Within Verizon, he is active in resource programs and organizations, such as the Accelerated Leadership Diversity program; the Consortium of Information Technology Executives, an African-American group committed to helping African-American employees succeed professionally; One Hundred Plus, a group of African-Americans at the director level and above that he is nurturing to articulate the ideals of the corporation; and the Developmental Roundtable for Upward Mobility (DRUM), a self-help, self-mentoring group of African-American men.

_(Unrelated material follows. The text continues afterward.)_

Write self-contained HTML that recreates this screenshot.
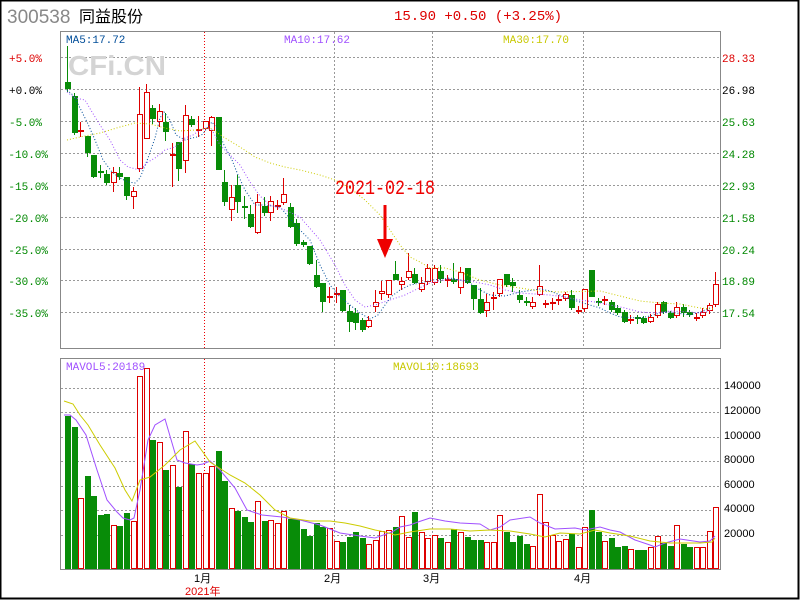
<!DOCTYPE html>
<html><head><meta charset="utf-8">
<style>
html,body{margin:0;padding:0;background:#fff;}
body{width:800px;height:600px;overflow:hidden;position:relative;}
svg{position:absolute;left:0;top:0;}
</style></head>
<body>
<svg id="s" width="800" height="600" xmlns="http://www.w3.org/2000/svg" font-family="Liberation Mono, monospace">
<rect x="0.5" y="0.5" width="798" height="598" fill="#fff" stroke="#000" stroke-width="2"/>
<text x="7" y="23" font-family="Liberation Sans, sans-serif" font-size="19" fill="#888">300538</text>
<text x="79" y="22" font-family="Liberation Sans, 'Noto Sans CJK SC', sans-serif" font-size="16" fill="#000">同益股份</text>
<text x="394" y="20" font-size="14" fill="#d00">15.90 +0.50 (+3.25%)</text>
<g stroke="#999" stroke-dasharray="2,2" stroke-width="1">
<line x1="61" y1="57.5" x2="720" y2="57.5"/><line x1="61" y1="89.5" x2="720" y2="89.5"/>
<line x1="61" y1="121.5" x2="720" y2="121.5"/><line x1="61" y1="153.5" x2="720" y2="153.5"/>
<line x1="61" y1="185.5" x2="720" y2="185.5"/><line x1="61" y1="217.5" x2="720" y2="217.5"/>
<line x1="61" y1="249.5" x2="720" y2="249.5"/><line x1="61" y1="280.5" x2="720" y2="280.5"/>
<line x1="61" y1="312.5" x2="720" y2="312.5"/>
<line x1="334.5" y1="32" x2="334.5" y2="348"/><line x1="432.5" y1="32" x2="432.5" y2="348"/><line x1="583.5" y1="32" x2="583.5" y2="348"/>
<line x1="61" y1="388.5" x2="720" y2="388.5"/><line x1="61" y1="412.5" x2="720" y2="412.5"/>
<line x1="61" y1="437.5" x2="720" y2="437.5"/><line x1="61" y1="461.5" x2="720" y2="461.5"/>
<line x1="61" y1="486.5" x2="720" y2="486.5"/><line x1="61" y1="510.5" x2="720" y2="510.5"/>
<line x1="61" y1="535.5" x2="720" y2="535.5"/>
<line x1="334.5" y1="359" x2="334.5" y2="569"/><line x1="432.5" y1="359" x2="432.5" y2="569"/><line x1="583.5" y1="359" x2="583.5" y2="569"/>
</g>
<g stroke="#e00" stroke-dasharray="1,2"><line x1="204.5" y1="32" x2="204.5" y2="348"/><line x1="204.5" y1="359" x2="204.5" y2="569"/></g>
<text x="68" y="75" font-family="Liberation Sans, sans-serif" font-weight="bold" font-size="28" fill="#d4d4d4" textLength="98" lengthAdjust="spacingAndGlyphs">CFi.CN</text>
<g id="cand"></g>
<polyline fill="none" stroke="#004d99" stroke-dasharray="1,2" points="67,90 74,96 80,108 88,124 95,140 103,160 112,172 120,178 128,182 135,183 140,178 148,158 155,138 160,118 164,112 170,120 176,135 185,140 192,138 197,137 203,134 207,128 212,122 218,130 224,145 232,160 238,175 245,190 255,205 265,205 280,207 300,230 310,240 320,265 330,285 340,297 350,305 360,313 370,319 378,315 385,305 392,296 400,290 410,285 420,283 433,280 450,278 460,280 470,283 480,290 490,295 505,296 520,292 540,289 550,291 560,295 570,299 580,302 590,305 600,308 610,313 620,317 640,318 650,316 660,313 670,312 690,315 700,312 710,308"/>
<polyline fill="none" stroke="#a050ff" stroke-dasharray="1,2" points="67,92 75,98 85,100 92,112 100,125 110,140 120,160 128,167 140,170 148,162 155,158 165,150 175,147 185,138 193,135 200,130 206,128 212,130 220,145 230,155 240,165 250,182 260,196 270,205 285,210 300,217 320,240 335,265 345,285 355,300 365,307 375,305 390,300 405,295 415,290 430,283 450,279 470,281 490,285 505,290 520,293 550,295 565,297 580,300 595,302 610,305 625,308 640,312 655,313 670,311 690,312 700,313 712,310"/>
<polyline fill="none" stroke="#cccc00" stroke-dasharray="1,2" points="67,140 80,137 100,133 120,127 135,123 150,124 165,128 180,131 195,130 210,128 225,138 240,147 255,157 270,163 285,167 300,170 320,175 335,180 350,188 365,200 380,215 390,230 400,245 410,257 420,262 430,268 445,268 460,272 480,280 500,285 520,288 540,291 560,292 600,291 620,296 640,301 660,303 680,304 700,308 713,309"/>
<polyline fill="none" stroke="#a050ff" points="64,415 70,415 76,420 86,435 97,470 107,500 117,512 123,518 130,520 134,518 140,490 148,440 155,425 165,419 177,460 185,463 197,465 203,464 210,461 220,470 235,488 247,510 262,515 282,517 300,520 320,525 340,533 360,536 375,538 392,532 400,527 410,525 418,522 430,518 445,521 460,523 480,524 490,530 500,527 510,520 530,517 540,523 555,529 575,528 585,530 600,527 610,530 620,532 635,540 650,545 655,547 665,543 680,539 700,542 710,541 715,536"/>
<polyline fill="none" stroke="#cccc00" points="64,401 73,404 80,415 88,425 100,445 115,468 125,490 132,501 140,480 150,477 165,465 180,450 195,441 210,462 230,475 245,483 260,495 275,510 290,518 310,521 330,521 345,523 360,526 375,530 385,532 395,535 410,532 430,529 450,529 470,531 490,530 510,531 530,534 545,537 560,533 580,534 595,530 610,533 630,536 650,541 670,543 700,543 712,542 715,538"/>
<rect x="60.5" y="31.5" width="660" height="317" fill="none" stroke="#888"/>
<rect x="60.5" y="358.5" width="660" height="211" fill="none" stroke="#888"/>
<text x="66" y="43" font-size="11" fill="#004d99">MA5:17.72</text>
<text x="284" y="43" font-size="11" fill="#a050ff">MA10:17.62</text>
<text x="503" y="43" font-size="11" fill="#c8c800">MA30:17.70</text>
<text x="66" y="370" font-size="11" fill="#a050ff">MAVOL5:20189</text>
<text x="393" y="370" font-size="11" fill="#c8c800">MAVOL10:18693</text>
<g font-size="11" text-anchor="end">
<text x="42" y="62" fill="#d00">+5.0%</text>
<text x="42" y="94" fill="#000">+0.0%</text>
<text x="42" y="126" fill="#080">-5.0%</text>
<text x="48" y="158" fill="#080">-10.0%</text>
<text x="48" y="190" fill="#080">-15.0%</text>
<text x="48" y="222" fill="#080">-20.0%</text>
<text x="48" y="254" fill="#080">-25.0%</text>
<text x="48" y="285" fill="#080">-30.0%</text>
<text x="48" y="317" fill="#080">-35.0%</text>
</g>
<g font-size="11">
<text x="722" y="62" fill="#d00">28.33</text>
<text x="722" y="94" fill="#000">26.98</text>
<text x="722" y="126" fill="#080">25.63</text>
<text x="722" y="158" fill="#080">24.28</text>
<text x="722" y="190" fill="#080">22.93</text>
<text x="722" y="222" fill="#080">21.58</text>
<text x="722" y="254" fill="#080">20.24</text>
<text x="722" y="285" fill="#080">18.89</text>
<text x="722" y="317" fill="#080">17.54</text>
</g>
<g font-family="Liberation Sans, sans-serif" font-size="11" fill="#000">
<text x="724" y="389">140000</text><text x="724" y="414">120000</text><text x="724" y="439">100000</text>
<text x="724" y="463">80000</text><text x="724" y="488">60000</text><text x="724" y="512">40000</text><text x="724" y="537">20000</text>
</g>
<g font-family="Liberation Sans, 'Noto Sans CJK SC', sans-serif" font-size="11">
<text x="194" y="582" fill="#000">1月</text>
<text x="324" y="582" fill="#000">2月</text>
<text x="423" y="582" fill="#000">3月</text>
<text x="574" y="582" fill="#000">4月</text>
<text x="185" y="595" fill="#d00">2021年</text>
</g>
<text x="335" y="194" font-size="20" fill="#e00" textLength="100" lengthAdjust="spacingAndGlyphs">2021-02-18</text>
<rect x="383.5" y="205" width="3" height="34" fill="#e00"/>
<polygon points="377,239 393,239 385,258" fill="#e00"/>
</svg>
<script>
var D=[[82,89,46,92,'g'],[96,133,93,135,'g'],[130,132,122,137,'r'],[136,153,136,157,'g'],[155,177,155,178,'g'],[171,173,165,178,'g'],[174,183,170,185,'g'],[172,183,167,192,'r'],[173,177,167,180,'g'],[177,196,177,200,'g'],
[191,197,187,209,'r'],[114,169,87,172,'r'],[92,139,84,139,'r'],[108,119,105,124,'g'],[111,122,104,127,'r'],[122,132,113,141,'g'],[154,156,143,187,'r'],[142,169,142,181,'g'],[115,161,105,173,'r'],[119,125,116,127,'g'],
[129,131,116,137,'r'],[121,129,121,130,'r'],[117,131,116,146,'r'],[117,170,117,170,'g'],[182,202,170,206,'g'],[197,210,185,221,'r'],[185,202,175,213,'g'],[206,208,196,219,'g'],[214,227,205,228,'g'],[202,233,194,234,'r'],
[206,213,197,216,'g'],[201,213,196,221,'r'],[205,207,200,210,'r'],[194,203,178,205,'r'],[207,227,203,228,'g'],[223,244,219,246,'g'],[242,245,240,247,'g'],[246,264,246,265,'g'],[275,287,260,288,'g'],[283,302,283,312,'g'],
[296,298,287,303,'r'],[293,295,287,303,'r'],[290,311,290,312,'g'],[311,322,305,332,'g'],[313,323,308,330,'g'],[320,330,318,332,'g'],[320,327,316,328,'r'],[302,307,290,312,'r'],[291,294,281,300,'r'],[280,295,280,298,'r'],
[274,280,261,280,'g'],[281,285,277,290,'r'],[271,278,253,280,'r'],[274,283,268,284,'g'],[283,290,277,292,'r'],[268,282,264,285,'r'],[268,283,265,285,'r'],[271,279,265,283,'g'],[279,281,275,287,'r'],[279,282,263,284,'g'],
[272,288,267,294,'r'],[268,283,268,284,'g'],[285,299,285,310,'g'],[299,313,288,314,'g'],[302,311,294,317,'r'],[297,299,292,310,'r'],[279,294,279,297,'r'],[274,285,274,287,'g'],[282,286,278,292,'g'],[295,300,290,303,'g'],
[301,303,297,306,'g'],[302,307,297,309,'r'],[286,295,265,296,'r'],[303,305,300,308,'r'],[302,304,298,310,'r'],[299,301,295,305,'r'],[294,299,292,301,'r'],[295,308,290,310,'g'],[310,312,306,314,'r'],[289,309,289,312,'r'],
[270,297,270,297,'g'],[301,303,298,306,'g'],[299,301,296,305,'r'],[302,310,300,312,'g'],[308,313,305,315,'g'],[312,322,310,323,'g'],[319,321,315,324,'r'],[317,319,315,324,'g'],[318,323,316,324,'g'],[317,322,314,323,'r'],
[304,316,302,318,'r'],[302,312,301,314,'g'],[313,318,311,319,'g'],[307,316,302,318,'r'],[307,313,304,317,'g'],[312,315,310,317,'g'],[317,319,313,321,'r'],[312,316,308,318,'r'],[305,311,303,314,'r'],[284,305,272,307,'r']];
var V=[416,427,498,476,496,515,514,525,526,513,521,376,368,440,442,470,465,487,431,464,473,473,466,451,481,508,511,517,522,501,521,520,523,511,519,519,529,536,523,527,528,541,542,537,532,538,544,540,531,530,527,516,537,512,532,538,535,538,542,529,532,537,540,540,542,542,515,532,542,536,544,546,494,522,535,541,539,534,547,527,510,532,541,538,547,546,549,550,550,547,536,543,546,525,544,547,547,547,531,507];
var h='';
for(var i=0;i<D.length;i++){
 var d=D[i],x=Math.round(67+6.55*i),c=d[4]=='g'?'#088c08':'#d00';
 h+='<line x1="'+(x+0.5)+'" x2="'+(x+0.5)+'" y1="'+d[2]+'" y2="'+d[3]+'" stroke="'+c+'"/>';
 var hh=Math.max(d[1]-d[0],1);
 if(d[4]=='g') h+='<rect x="'+(x-2)+'" y="'+d[0]+'" width="6" height="'+hh+'" fill="'+c+'"/>';
 else h+='<rect x="'+(x-1.5)+'" y="'+(d[0]+0.5)+'" width="5" height="'+Math.max(hh-1,1)+'" fill="#fff" stroke="'+c+'"/>';
 var vt=V[i];
 if(d[4]=='g') h+='<rect x="'+(x-2)+'" y="'+vt+'" width="6" height="'+(569-vt)+'" fill="'+c+'"/>';
 else h+='<rect x="'+(x-1.5)+'" y="'+(vt+0.5)+'" width="5" height="'+(568-vt)+'" fill="#fff" stroke="'+c+'"/>';
}
document.getElementById('cand').innerHTML=h;
</script>
</body></html>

At DRUM's annual Martin Luther King breakfast, the Bruce S. Gordon legacy award is presented to a Verizon employee who has furthered diversity in the context of good business sense for the corporation.
"It has been amazing for me to watch Bruce's active involvement and engagement," says Cevis. "Verizon is a much more powerful and stronger corporation because of things one individual has done."
Serving on the boards of corporate heavy-hitters Office Depot, the Southern Co., Tyco International Ltd. and Bartech Personnel Services, Gordon continues to push the diversity agenda. Corporate America, he says, has not disappointed him. "In terms of going forward into the next phase of civil rights, it has proven an excellent platform," he says.
Seldom do individuals who discharge their professional and community duties with such passion, energy and commitment go quietly into the good night. True to the profile, Gordon has big plans for post-corporate life. A pescatarian (he eats neither meat nor poultry, just fish), he gets a charge out of cooking. "One of the things I envision doing when I retire is going to culinary school," he says. He's also an avid collector of wines, as well as works by African-American artists, and he loves music, particularly jazz. Nagging him, however, is the love affair with education that runs in the Gordon family. "I've got some unfinished business in terms of making a contribution in the education field," he says. Just what that contribution will be he does not know yet. For sure, however, it will include the furtherance of the civil rights legacy.